I knew what he meant. For the moment, we really were okay. But what about tomorrow? What about the day after that? Would we be okay then? I kept asking the question because the answer was never permanent. And that would be true even if we weren’t werewolves, ex-cons, traumatized war veterans, and possessed wizards.
I reached for him, and he took my hand and kissed the inside of my wrist. We were going to be okay.
Chapter 23
THE SNOW melted faster than you’d expect, as it always does in Colorado. Temperatures the following week reached sixty. Rivers of melting snow flooded the streets. I went out without my coat, and the blazing sun felt like a treasure.

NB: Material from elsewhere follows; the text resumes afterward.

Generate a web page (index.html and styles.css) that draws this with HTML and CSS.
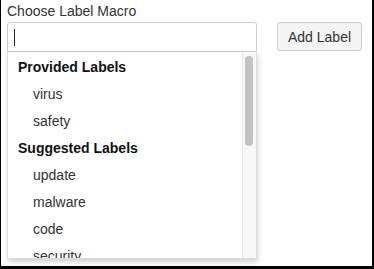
FILE: index.html
```html
<!DOCTYPE html>
<html lang="en">
<head>
  <meta charset="UTF-8" />
  <title>Choose Label Macro</title>
  <link rel="stylesheet" href="styles.css">
</head>
<body>

<div class="frame">
  <div class="macro-form">
    <label class="field-label" for="macroInput">Choose Label Macro</label>

    <div class="field-row">
      <div class="combo">
        <div class="combo-input" id="macroInput"><span class="caret"></span></div>

        <!-- выпадающий список -->
        <div class="menu">
          <div class="menu-list">
            <div class="group-title">Provided Labels</div>
            <div class="option">virus</div>
            <div class="option">safety</div>
            <div class="group-title">Suggested Labels</div>
            <div class="option">update</div>
            <div class="option">malware</div>
            <div class="option">code</div>
            <div class="option">security</div>
          </div>
          <div class="scrollbar"><div class="thumb"></div></div>
        </div>
      </div>

      <button class="add-btn">Add Label</button>
    </div>
  </div>
</div>

</body>
</html>
```

FILE: styles.css
```css
* {
  box-sizing: border-box;
}

body {
  margin: 0;
  font-family: "Liberation Sans", Arial, sans-serif;
  color: #333;
  background: white;
}

.frame {
  width: 374px;
  height: 269px;
  border-style: solid;
  border-color: #000;
  border-width: 0 2px 3px 1px;
  overflow: hidden;
}

.macro-form {
  padding: 3px 0 0 6px;
}

.field-label {
  display: block;
  font-size: 14px;
  line-height: 17px;
  margin-bottom: 2px;
}

.field-row {
  display: flex;
  align-items: flex-start;
  gap: 20px;
}

.combo {
  width: 250px;
}

.combo-input {
  height: 30px;
  border: 1px solid #ccc;
  border-radius: 3px 3px 0 0;
  display: flex;
  align-items: center;
  padding-left: 6px;
}

.caret {
  width: 1px;
  height: 17px;
  background: #222;
}

.menu {
  display: flex;
  height: 207px;
  border: 1px solid #ddd;
  border-top: none;
  box-shadow: 1px 3px 5px rgba(0,0,0,0.18);
}

.menu-list {
  flex: 1;
  overflow: hidden;
  padding-top: 2px;
}

.group-title {
  font-weight: bold;
  font-size: 14px;
  line-height: 27px;
  padding-left: 10px;
  color: #111;
}

.option {
  font-size: 14px;
  line-height: 27px;
  padding-left: 25px;
}

.scrollbar {
  width: 14px;
  background: #f8f8f8;
  border-left: 1px solid #e8e8e8;
  padding: 4px 3px 0 2px;
}

.thumb {
  height: 90px;
  background: #c2c2c2;
  border-radius: 4px;
}

.add-btn {
  height: 29px;
  padding: 0 10px;
  font-family: "Liberation Sans", Arial, sans-serif;
  font-size: 14px;
  color: #333;
  background: #f5f5f5;
  border: 1px solid #ccc;
  border-radius: 3px;
}
```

A couple of days after the blizzard, we went back to Fort Carson to return the Humvee and retrieve Ben’s car, and for Colonel Stafford’s debriefing. I was worried about the damage, but the soldier at the motor pool seemed bemused by the condition of the vehicle rather than upset. “What the hell could do this to a Humvee?” he said.
“Evil corporate Hummer,” I answered.
“Huh,” he replied, and that was that.
Originally, Stafford wanted to hold the meeting at the hospital. I had visions of him trying to get Tyler back into the cell. That probably would have broken Tyler. Broken him more, at least, past all repair. I suggested to Stafford that he find a more unassuming office or conference room in a different building. One with windows. I’ll never know why he didn’t argue. He could have, but maybe he suspected what I did about Tyler.
The three of us entered the conference room, me in the middle, the men flanking. I could feel the tension that bound us, that made us a pack at least for now. We didn’t know what we were about to face, but we’d be ready, standing up for each other, protecting each other. Ready to fight if we needed to, or run if that was what the situation called for.